C’mon, it’s fun to argue about the name of this neighborhood!
Agree 12:43, no one really seems to know. I live close to Toby’s, been here four years, and I hear the following names:
Greenwood Heights, Greenwood, Park Slope, South Slope, Sunset Park, North Sunset Park, and, my personal favorite:
South Brooklyn!
Oxymoron alert above, “honest broker”.
I’m still amazed that even “Food & Drink Round-Up” discussions can turn into debate on the boundaries of Park Slope!
I heard Flushing is now part of Park Slope.
I once posted a comment on Gowanus Lounge referring to something in that general area as Greenwood Heights, and was attacked by a life-long Sunset Park resident for not calling it Sunset Park, which he said starts at Prospect Ave. So I emailed Kevin Walsh at Forgotten NY, and he said that as long as he could remember Sunset Park’s northern boundary has been 39th St. But then people claim Greenwood Heights is a fake neighborhood invented by real estate brokers five years ago. I met Marty Markowitz in person once and asked him if he knew what neighborhood my old apartment (16th St. between 3rd and 4th Ave.) was in, and he had no idea, either.

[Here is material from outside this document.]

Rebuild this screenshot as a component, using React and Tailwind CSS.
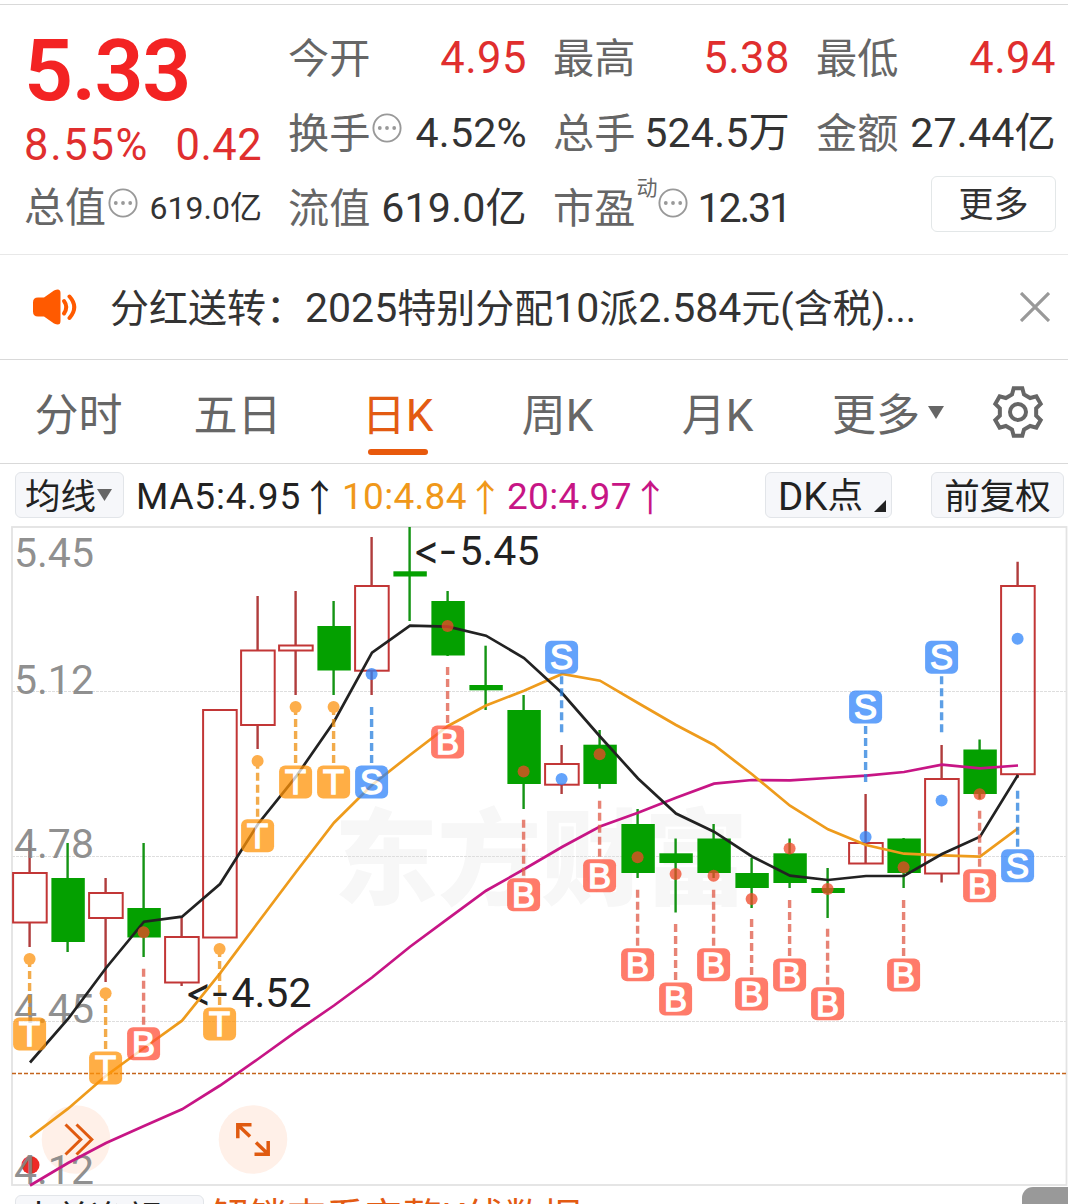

So the point is, it’s really useless to argue about what neighborhood Toby’s is in. People know what South Slope means, regardless of where 20th St. “officially” is.
Listen…I live and own in Park Slope.
If you want to start calling all of Brooklyn, Park Slope…please be my guest. It’s only helping me out.
But I think it’s absurd to rip someone a new one for commenting that 21st Street is not Park Slope.
Neighborhood boundaries do indeed expand (thanks for the sphincter reference, but I’m a top) and they have expanded from what was once 3rd street to now 16th.
Nowhere has the boundary of Park Slope been expanded to 21st.
Even honest brokers tend not to go that far.
And yes…the only reason people expand the boundaries of Park Slope is for greed. Pure greed.
No other reason.
I thought everyone hated Park Slope on here anyway. No??
“Neighborhood boundaries do tend to expand”
Agreed. Let’s call it Brooklyn Heights and then call it a day.